The Other Poison Gas Killing Syrians: Carbon Dioxide Emissions

"If Trump and his cronies really cared about children killed by noxious gases, they wouldn’t be trying to spew ever more CO2 into the atmosphere"



Prof. Juan Cole goofs again below. The Leftist "expert" on the Middle East (a  professor of Modern Middle East and South Asian History in the History Department at the University of Michigan), Juan Cole, gets shown up for the know-nothing he is here. And there is another scathing takedown of him here.  For more on that see Mark Kleiman.  We also read  here that Cole thinks  Iraq is on the Mediterranean!  And if  you read here you will see that the wacky Prof. Cole does not even know that a large part of what is the USA today was taken from Mexico!

But his identification of CO2 below as a noxious or deadly gas is a low point even for him. Does he realize that he himself breathes out a noxious gas every minute? Cole calls his blog Informed Comment, in the fine old Leftist tradition of calling a thing by its opposite

And  it's just guesswork that attributes the severity of the Syrian drought to global warming.  The Sahara was once lush but went into drought.  Was that because of all those ancient Egyptians running around in SUVs when they weren't building pyramids?  Climates certainly change but nobody so far has been able to predict it

And drought usually goes with cooling, not warming. Warm oceans give off more water vapour which brings rain. So are we saying that the Middle East has been really cool in recent years? Could be

UPDATE: I should perhaps repeat here something I noted on 6th:

It is true that poor cropping conditions in the Middle East led to food shortages but that was not because of global warming. Why? Because there was no global warming during the period concerned. The drought (roughly from 2005 to 2011) behind the crop failures occurred in the middle of the 21st century warming "hiatus". So nothing at that time CAN be attributed to warming. Neither droughts in the Middle East nor anything else can be caused by something that does not exist.


The gas attack in Syria on April 4 consumed the world’s attention and galvanized the Trump White House, leading to the launch of 59 cruise missiles on a small airport from which the regime of Bashar al-Assad has been bombing the fundamentalist rebels in Idlib province. The pictures of suffering children, Trump said, had touched him. Yet the president and most of his party are committed to increasing the daily release of hundreds of thousands of tons of a far more deadly gas—carbon dioxide. Climate scientist James Hansen has described our current emissions as like setting off 400,000 Hiroshima atomic bombs each day, every day of the year.

The Syrian civil war has left more than 400,000 people dead, among them graveyards full of children and innocent noncombatants.

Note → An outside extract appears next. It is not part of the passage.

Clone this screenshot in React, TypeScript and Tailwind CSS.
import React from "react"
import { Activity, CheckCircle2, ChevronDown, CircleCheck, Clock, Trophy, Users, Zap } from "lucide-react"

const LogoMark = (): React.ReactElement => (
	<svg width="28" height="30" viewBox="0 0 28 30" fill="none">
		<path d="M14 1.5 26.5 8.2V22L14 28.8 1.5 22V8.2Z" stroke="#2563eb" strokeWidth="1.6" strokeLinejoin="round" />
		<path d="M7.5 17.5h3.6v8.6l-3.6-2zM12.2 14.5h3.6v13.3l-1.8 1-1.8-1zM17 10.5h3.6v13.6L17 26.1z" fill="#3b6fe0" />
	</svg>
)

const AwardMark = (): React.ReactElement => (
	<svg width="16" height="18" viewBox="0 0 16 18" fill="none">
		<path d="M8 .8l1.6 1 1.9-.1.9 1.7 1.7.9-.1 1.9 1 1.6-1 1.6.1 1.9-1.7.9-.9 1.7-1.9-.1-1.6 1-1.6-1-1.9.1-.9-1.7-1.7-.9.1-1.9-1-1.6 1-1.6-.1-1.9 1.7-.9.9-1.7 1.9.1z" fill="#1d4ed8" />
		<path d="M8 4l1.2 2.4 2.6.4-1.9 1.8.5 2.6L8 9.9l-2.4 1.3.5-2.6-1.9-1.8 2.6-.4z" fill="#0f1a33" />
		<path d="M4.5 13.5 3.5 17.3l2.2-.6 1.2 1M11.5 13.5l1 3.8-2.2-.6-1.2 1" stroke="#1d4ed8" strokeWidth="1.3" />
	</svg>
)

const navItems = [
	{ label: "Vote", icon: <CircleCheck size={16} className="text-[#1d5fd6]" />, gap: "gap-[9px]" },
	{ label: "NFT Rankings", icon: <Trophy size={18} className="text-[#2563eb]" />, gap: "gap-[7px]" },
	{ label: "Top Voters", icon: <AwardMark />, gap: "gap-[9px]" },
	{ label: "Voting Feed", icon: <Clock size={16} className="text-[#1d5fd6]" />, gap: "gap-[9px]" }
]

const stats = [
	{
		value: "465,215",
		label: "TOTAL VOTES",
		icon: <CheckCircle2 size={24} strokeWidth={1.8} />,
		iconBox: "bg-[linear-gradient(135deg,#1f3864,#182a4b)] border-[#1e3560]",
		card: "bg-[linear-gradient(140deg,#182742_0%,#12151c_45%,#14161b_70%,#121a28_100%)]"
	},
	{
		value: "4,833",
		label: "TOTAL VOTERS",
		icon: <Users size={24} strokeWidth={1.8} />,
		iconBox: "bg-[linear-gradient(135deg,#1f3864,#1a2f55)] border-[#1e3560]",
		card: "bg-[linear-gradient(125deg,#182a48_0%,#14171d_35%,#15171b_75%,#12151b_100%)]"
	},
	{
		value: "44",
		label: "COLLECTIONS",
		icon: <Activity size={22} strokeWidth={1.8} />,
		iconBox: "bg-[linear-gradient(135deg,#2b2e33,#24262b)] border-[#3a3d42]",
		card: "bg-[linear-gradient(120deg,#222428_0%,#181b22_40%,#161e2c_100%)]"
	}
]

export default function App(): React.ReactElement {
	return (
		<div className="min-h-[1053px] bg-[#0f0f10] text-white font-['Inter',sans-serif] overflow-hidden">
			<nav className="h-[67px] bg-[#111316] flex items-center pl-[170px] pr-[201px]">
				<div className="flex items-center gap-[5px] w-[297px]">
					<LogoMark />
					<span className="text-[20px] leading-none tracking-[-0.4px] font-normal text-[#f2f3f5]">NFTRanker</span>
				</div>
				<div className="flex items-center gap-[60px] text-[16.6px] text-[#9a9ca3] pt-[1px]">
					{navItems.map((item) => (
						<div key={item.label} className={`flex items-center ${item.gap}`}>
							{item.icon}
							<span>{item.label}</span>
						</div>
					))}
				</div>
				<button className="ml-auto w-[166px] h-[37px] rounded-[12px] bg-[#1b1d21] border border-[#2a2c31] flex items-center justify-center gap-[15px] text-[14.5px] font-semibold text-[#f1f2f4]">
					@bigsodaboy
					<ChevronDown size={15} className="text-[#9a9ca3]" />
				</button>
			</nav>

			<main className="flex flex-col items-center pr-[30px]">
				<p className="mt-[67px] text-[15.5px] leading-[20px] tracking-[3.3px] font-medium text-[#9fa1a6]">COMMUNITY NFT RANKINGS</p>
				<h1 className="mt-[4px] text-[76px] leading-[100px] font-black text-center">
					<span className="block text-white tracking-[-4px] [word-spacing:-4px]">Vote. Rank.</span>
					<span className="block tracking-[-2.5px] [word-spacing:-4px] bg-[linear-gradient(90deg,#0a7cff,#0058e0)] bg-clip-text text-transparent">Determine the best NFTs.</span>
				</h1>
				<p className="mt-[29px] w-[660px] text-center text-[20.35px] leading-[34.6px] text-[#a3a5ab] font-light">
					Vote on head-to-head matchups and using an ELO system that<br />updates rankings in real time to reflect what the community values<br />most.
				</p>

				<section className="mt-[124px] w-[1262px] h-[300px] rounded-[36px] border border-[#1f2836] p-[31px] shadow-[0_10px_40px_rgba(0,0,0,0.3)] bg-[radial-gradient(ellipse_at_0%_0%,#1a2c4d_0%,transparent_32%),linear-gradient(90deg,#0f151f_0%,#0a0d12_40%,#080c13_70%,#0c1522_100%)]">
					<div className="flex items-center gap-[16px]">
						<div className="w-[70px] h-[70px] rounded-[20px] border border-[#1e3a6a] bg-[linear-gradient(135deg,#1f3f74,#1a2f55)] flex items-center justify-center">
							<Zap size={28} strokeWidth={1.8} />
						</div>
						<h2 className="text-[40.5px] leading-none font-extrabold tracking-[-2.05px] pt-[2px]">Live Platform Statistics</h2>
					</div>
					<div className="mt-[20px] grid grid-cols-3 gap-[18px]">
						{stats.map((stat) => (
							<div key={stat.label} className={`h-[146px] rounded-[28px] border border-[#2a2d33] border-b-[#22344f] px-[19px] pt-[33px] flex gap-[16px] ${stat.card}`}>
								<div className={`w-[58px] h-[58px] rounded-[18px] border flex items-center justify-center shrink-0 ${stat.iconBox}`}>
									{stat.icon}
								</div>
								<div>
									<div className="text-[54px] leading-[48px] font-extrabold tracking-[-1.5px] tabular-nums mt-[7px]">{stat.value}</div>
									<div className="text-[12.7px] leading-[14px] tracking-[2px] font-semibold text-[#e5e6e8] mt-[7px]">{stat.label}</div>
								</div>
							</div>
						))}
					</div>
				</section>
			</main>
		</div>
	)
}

About half the country’s 23 million people have been left homeless, and of those, 4 million have been driven abroad (some of them contributing to Europe’s refugee crisis and its consequent rightward political shift). The war occurred for many complex reasons, including social and political ones. The severest drought in recorded modern Syrian history in 2007–10, however, made its contribution.

The mega-drought drove 1.5 million farmers and farmworkers off the land to the seedy bidonvilles ringing cities such as Homs and Hama. In the northeast, 70 percent of the farm livestock died in those years. These displaced and dispossessed day laborers, who seldom found remunerative new work in Syria’s stagnant urban economy, joined in the demonstrations against the regime. Some were later drawn into the civil war as militiamen. Others in the end fled their country.

A team of scientists found no natural explanation for how rapidly Syria has been drying out over the past century.

Of course, Syria has had milder periodic droughts all through history. Moreover, some countries in the region, such as Israel, have been much better at water management than the decrepit Baath state in Syria. It matters how such crises are handled. A team of scientists writing in the Proceedings of the National Academy of Sciences last year, however, found no natural explanation for how rapidly Syria has been drying out over the past century or for the withering severity of the latest drought. Human-caused climate change, which has raised the temperature of the planet 1.5 degrees Fahrenheit since 1880, they concluded, made this Frankendrought as much as three times more likely to happen than if our coal plants, factories, and automobiles had left Mother Nature alone.